# WORK TO DO:
Word for word, transcribe the lines below and drop the pictures.

# INFORMATION SHOWN:
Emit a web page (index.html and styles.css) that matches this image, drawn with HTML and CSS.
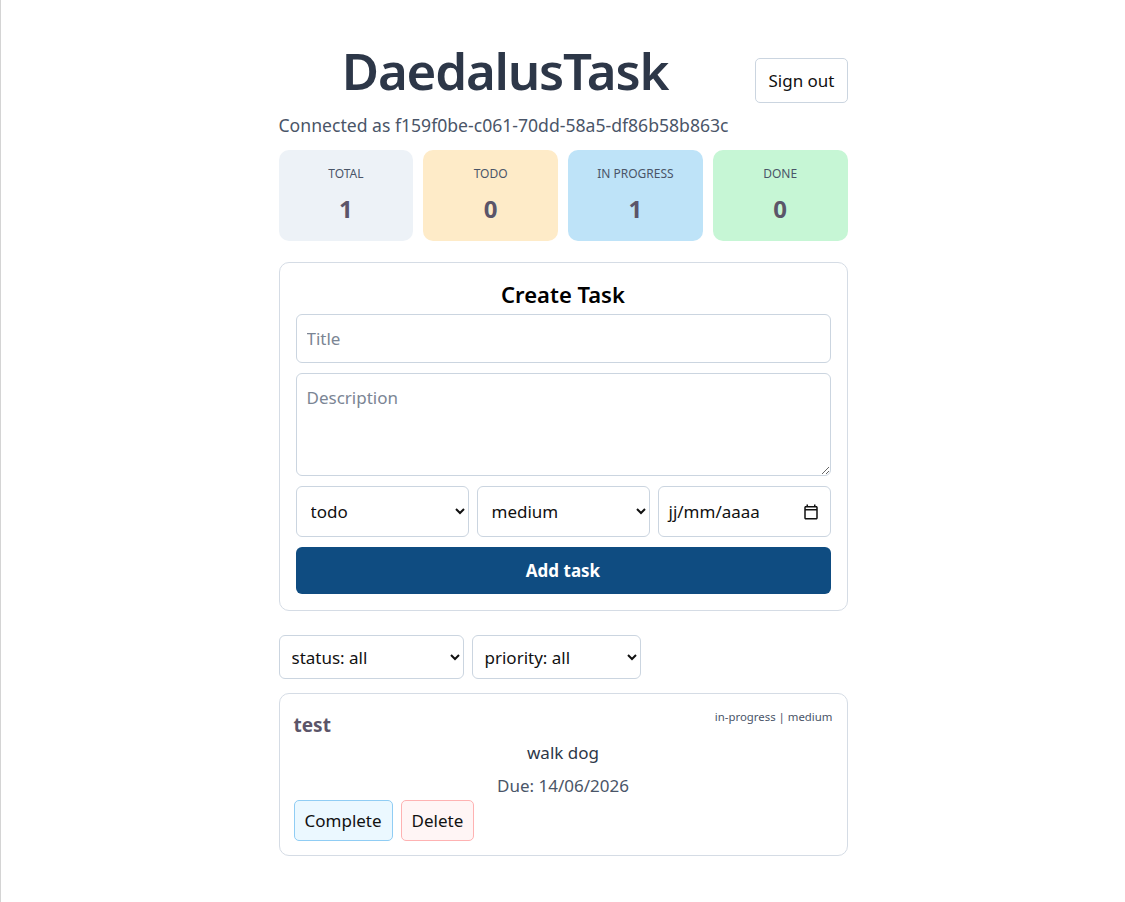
FILE: index.html
```html
<!DOCTYPE html>
<html lang="fr">
<head>
  <meta charset="UTF-8">
  <title>DaedalusTask</title>
  <link rel="stylesheet" href="styles.css">
</head>
<body>
<div class="page">
  <div class="app">

    <div class="header">
      <h1>DaedalusTask</h1>
      <button class="btn signout">Sign out</button>
    </div>
    <p class="user">Connected as f159f0be-c061-70dd-58a5-df86b58b863c</p>

    <!-- Stats -->
    <div class="stats">
      <div class="stat total"><span class="stat-label">TOTAL</span><span class="stat-value">1</span></div>
      <div class="stat todo"><span class="stat-label">TODO</span><span class="stat-value">0</span></div>
      <div class="stat progress"><span class="stat-label">IN PROGRESS</span><span class="stat-value">1</span></div>
      <div class="stat done"><span class="stat-label">DONE</span><span class="stat-value">0</span></div>
    </div>

    <!-- Create form -->
    <div class="card create">
      <h2>Create Task</h2>
      <input class="field" type="text" placeholder="Title">
      <textarea class="field desc" placeholder="Description"></textarea>
      <div class="row">
        <select class="field">
          <option>todo</option>
          <option>in-progress</option>
          <option>done</option>
        </select>
        <select class="field">
          <option>low</option>
          <option selected>medium</option>
          <option>high</option>
        </select>
        <div class="field date">
          <span>jj/mm/aaaa</span>
          <svg width="18" height="18" viewBox="0 0 24 24"><path d="M19 4h-1V2h-2v2H8V2H6v2H5c-1.1 0-2 .9-2 2v14c0 1.1.9 2 2 2h14c1.1 0 2-.9 2-2V6c0-1.1-.9-2-2-2zm0 16H5V10h14v10zm0-12H5V6h14v2z" fill="#111"/></svg>
        </div>
      </div>
      <button class="btn add">Add task</button>
    </div>

    <!-- Filters -->
    <div class="filters">
      <select class="field status-filter">
        <option>status: all</option>
        <option>status: todo</option>
        <option>status: in-progress</option>
        <option>status: done</option>
      </select>
      <select class="field priority-filter">
        <option>priority: all</option>
        <option>priority: low</option>
        <option>priority: medium</option>
        <option>priority: high</option>
      </select>
    </div>

    <!-- Tasks -->
    <div class="card task">
      <div class="task-top">
        <h3>test</h3>
        <span class="meta">in-progress | medium</span>
      </div>
      <p class="task-desc">walk dog</p>
      <p class="task-due">Due: 14/06/2026</p>
      <div class="actions">
        <button class="btn complete">Complete</button>
        <button class="btn delete">Delete</button>
      </div>
    </div>

  </div>
</div>
</body>
</html>
```

FILE: styles.css
```css
body {
  margin: 0;
  font-family: "Noto Sans", "Open Sans", sans-serif;
  background: #fff;
  color: #1a202c;
}
.page {
  min-height: 100vh;
  border-left: 1px solid #d4d4d4;
  box-sizing: border-box;
}
.app {
  width: 569px;
  margin: 0 auto;
  padding: 36px 0 40px;
}
.header {
  display: flex;
  align-items: center;
  gap: 24px;
}
h1 {
  flex: 1;
  margin: 0;
  text-align: center;
  font-size: 51px;
  font-weight: 600;
  letter-spacing: -1.2px;
  line-height: 64px;
  color: #2d3748;
}
.btn {
  font-family: inherit;
  cursor: pointer;
}
.signout {
  margin-top: 22px;
  padding: 10px 12px;
  font-size: 17px;
  background: #fff;
  border: 1px solid #cbd5e0;
  border-radius: 5px;
  color: #111;
}
.user {
  margin: 10px 0 13px;
  font-size: 17.6px;
  color: #4a5568;
}
.stats {
  display: grid;
  grid-template-columns: repeat(4, 1fr);
  gap: 10px;
}
.stat {
  height: 91px;
  border-radius: 10px;
  display: flex;
  flex-direction: column;
  align-items: center;
  padding-top: 15px;
  box-sizing: border-box;
}
.stat-label {
  font-size: 12px;
  color: #4a5568;
}
.stat-value {
  margin-top: 10px;
  font-size: 24px;
  font-weight: 700;
  color: #5b5569;
}
.total { background: #edf2f7; }
.todo { background: #feebc8; }
.progress { background: #bee3f8; }
.done { background: #c6f6d5; }

.card {
  border: 1px solid #d5dce5;
  border-radius: 10px;
  box-sizing: border-box;
}
.create {
  margin-top: 21px;
  padding: 16px;
  display: flex;
  flex-direction: column;
  gap: 10px;
}
h2 {
  margin: 3px 0 -2px;
  text-align: center;
  font-size: 22px;
  font-weight: 600;
  color: #000;
  line-height: 24px;
}
.field {
  font-family: inherit;
  font-size: 17px;
  color: #111;
  border: 1px solid #cbd5e0;
  border-radius: 6px;
  background: #fff;
  box-sizing: border-box;
}
input.field {
  height: 49px;
  padding: 0 10px;
}
.desc {
  height: 103px;
  padding: 12px 10px;
  resize: vertical;
}
.field::placeholder {
  color: #7b8594;
}
.row {
  display: grid;
  grid-template-columns: repeat(3, 1fr);
  gap: 8px;
}
.row .field {
  height: 51px;
  padding: 0 10px;
}
.date {
  display: flex;
  align-items: center;
  justify-content: space-between;
}
.add {
  height: 47px;
  border: none;
  border-radius: 6px;
  background: #0f4c81;
  color: #fff;
  font-size: 17px;
  font-weight: 700;
}
.filters {
  margin-top: 24px;
  display: flex;
  gap: 8px;
}
.filters .field {
  height: 44px;
  padding: 0 8px;
}
.status-filter { width: 185px; }
.priority-filter { width: 169px; }

.task {
  margin-top: 14px;
  padding: 12px 14px 14px;
}
.task-top {
  display: flex;
  justify-content: space-between;
  align-items: flex-start;
}
h3 {
  margin: 6px 0 0;
  font-size: 19px;
  font-weight: 700;
  color: #5b5569;
}
.meta {
  font-size: 11.4px;
  color: #4a5568;
  margin-top: 3px;
}
.task-desc {
  margin: 3px 0 0;
  text-align: center;
  font-size: 17px;
  color: #2d3748;
}
.task-due {
  margin: 10px 0 0;
  text-align: center;
  font-size: 17px;
  color: #4a5568;
}
.actions {
  display: flex;
  gap: 8px;
  margin-top: 3px;
}
.actions .btn {
  height: 41px;
  padding: 0 10px;
  font-size: 17px;
  border-radius: 5px;
  color: #111;
}
.complete {
  background: #ebf8ff;
  border: 1px solid #90cdf4;
}
.delete {
  background: #fff5f5;
  border: 1px solid #feb2b2;
}
```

# ANSWER TO THIS EXERCISE:
Emit a web page (index.html and styles.css) that matches this image, drawn with HTML and CSS.
FILE: index.html
```html
<!DOCTYPE html>
<html lang="fr">
<head>
  <meta charset="UTF-8">
  <title>DaedalusTask</title>
  <link rel="stylesheet" href="styles.css">
</head>
<body>
<div class="page">
  <div class="app">

    <div class="header">
      <h1>DaedalusTask</h1>
      <button class="btn signout">Sign out</button>
    </div>
    <p class="user">Connected as f159f0be-c061-70dd-58a5-df86b58b863c</p>

    <!-- Stats -->
    <div class="stats">
      <div class="stat total"><span class="stat-label">TOTAL</span><span class="stat-value">1</span></div>
      <div class="stat todo"><span class="stat-label">TODO</span><span class="stat-value">0</span></div>
      <div class="stat progress"><span class="stat-label">IN PROGRESS</span><span class="stat-value">1</span></div>
      <div class="stat done"><span class="stat-label">DONE</span><span class="stat-value">0</span></div>
    </div>

    <!-- Create form -->
    <div class="card create">
      <h2>Create Task</h2>
      <input class="field" type="text" placeholder="Title">
      <textarea class="field desc" placeholder="Description"></textarea>
      <div class="row">
        <select class="field">
          <option>todo</option>
          <option>in-progress</option>
          <option>done</option>
        </select>
        <select class="field">
          <option>low</option>
          <option selected>medium</option>
          <option>high</option>
        </select>
        <div class="field date">
          <span>jj/mm/aaaa</span>
          <svg width="18" height="18" viewBox="0 0 24 24"><path d="M19 4h-1V2h-2v2H8V2H6v2H5c-1.1 0-2 .9-2 2v14c0 1.1.9 2 2 2h14c1.1 0 2-.9 2-2V6c0-1.1-.9-2-2-2zm0 16H5V10h14v10zm0-12H5V6h14v2z" fill="#111"/></svg>
        </div>
      </div>
      <button class="btn add">Add task</button>
    </div>

    <!-- Filters -->
    <div class="filters">
      <select class="field status-filter">
        <option>status: all</option>
        <option>status: todo</option>
        <option>status: in-progress</option>
        <option>status: done</option>
      </select>
      <select class="field priority-filter">
        <option>priority: all</option>
        <option>priority: low</option>
        <option>priority: medium</option>
        <option>priority: high</option>
      </select>
    </div>

    <!-- Tasks -->
    <div class="card task">
      <div class="task-top">
        <h3>test</h3>
        <span class="meta">in-progress | medium</span>
      </div>
      <p class="task-desc">walk dog</p>
      <p class="task-due">Due: 14/06/2026</p>
      <div class="actions">
        <button class="btn complete">Complete</button>
        <button class="btn delete">Delete</button>
      </div>
    </div>

  </div>
</div>
</body>
</html>
```

FILE: styles.css
```css
body {
  margin: 0;
  font-family: "Noto Sans", "Open Sans", sans-serif;
  background: #fff;
  color: #1a202c;
}
.page {
  min-height: 100vh;
  border-left: 1px solid #d4d4d4;
  box-sizing: border-box;
}
.app {
  width: 569px;
  margin: 0 auto;
  padding: 36px 0 40px;
}
.header {
  display: flex;
  align-items: center;
  gap: 24px;
}
h1 {
  flex: 1;
  margin: 0;
  text-align: center;
  font-size: 51px;
  font-weight: 600;
  letter-spacing: -1.2px;
  line-height: 64px;
  color: #2d3748;
}
.btn {
  font-family: inherit;
  cursor: pointer;
}
.signout {
  margin-top: 22px;
  padding: 10px 12px;
  font-size: 17px;
  background: #fff;
  border: 1px solid #cbd5e0;
  border-radius: 5px;
  color: #111;
}
.user {
  margin: 10px 0 13px;
  font-size: 17.6px;
  color: #4a5568;
}
.stats {
  display: grid;
  grid-template-columns: repeat(4, 1fr);
  gap: 10px;
}
.stat {
  height: 91px;
  border-radius: 10px;
  display: flex;
  flex-direction: column;
  align-items: center;
  padding-top: 15px;
  box-sizing: border-box;
}
.stat-label {
  font-size: 12px;
  color: #4a5568;
}
.stat-value {
  margin-top: 10px;
  font-size: 24px;
  font-weight: 700;
  color: #5b5569;
}
.total { background: #edf2f7; }
.todo { background: #feebc8; }
.progress { background: #bee3f8; }
.done { background: #c6f6d5; }

.card {
  border: 1px solid #d5dce5;
  border-radius: 10px;
  box-sizing: border-box;
}
.create {
  margin-top: 21px;
  padding: 16px;
  display: flex;
  flex-direction: column;
  gap: 10px;
}
h2 {
  margin: 3px 0 -2px;
  text-align: center;
  font-size: 22px;
  font-weight: 600;
  color: #000;
  line-height: 24px;
}
.field {
  font-family: inherit;
  font-size: 17px;
  color: #111;
  border: 1px solid #cbd5e0;
  border-radius: 6px;
  background: #fff;
  box-sizing: border-box;
}
input.field {
  height: 49px;
  padding: 0 10px;
}
.desc {
  height: 103px;
  padding: 12px 10px;
  resize: vertical;
}
.field::placeholder {
  color: #7b8594;
}
.row {
  display: grid;
  grid-template-columns: repeat(3, 1fr);
  gap: 8px;
}
.row .field {
  height: 51px;
  padding: 0 10px;
}
.date {
  display: flex;
  align-items: center;
  justify-content: space-between;
}
.add {
  height: 47px;
  border: none;
  border-radius: 6px;
  background: #0f4c81;
  color: #fff;
  font-size: 17px;
  font-weight: 700;
}
.filters {
  margin-top: 24px;
  display: flex;
  gap: 8px;
}
.filters .field {
  height: 44px;
  padding: 0 8px;
}
.status-filter { width: 185px; }
.priority-filter { width: 169px; }

.task {
  margin-top: 14px;
  padding: 12px 14px 14px;
}
.task-top {
  display: flex;
  justify-content: space-between;
  align-items: flex-start;
}
h3 {
  margin: 6px 0 0;
  font-size: 19px;
  font-weight: 700;
  color: #5b5569;
}
.meta {
  font-size: 11.4px;
  color: #4a5568;
  margin-top: 3px;
}
.task-desc {
  margin: 3px 0 0;
  text-align: center;
  font-size: 17px;
  color: #2d3748;
}
.task-due {
  margin: 10px 0 0;
  text-align: center;
  font-size: 17px;
  color: #4a5568;
}
.actions {
  display: flex;
  gap: 8px;
  margin-top: 3px;
}
.actions .btn {
  height: 41px;
  padding: 0 10px;
  font-size: 17px;
  border-radius: 5px;
  color: #111;
}
.complete {
  background: #ebf8ff;
  border: 1px solid #90cdf4;
}
.delete {
  background: #fff5f5;
  border: 1px solid #feb2b2;
}
```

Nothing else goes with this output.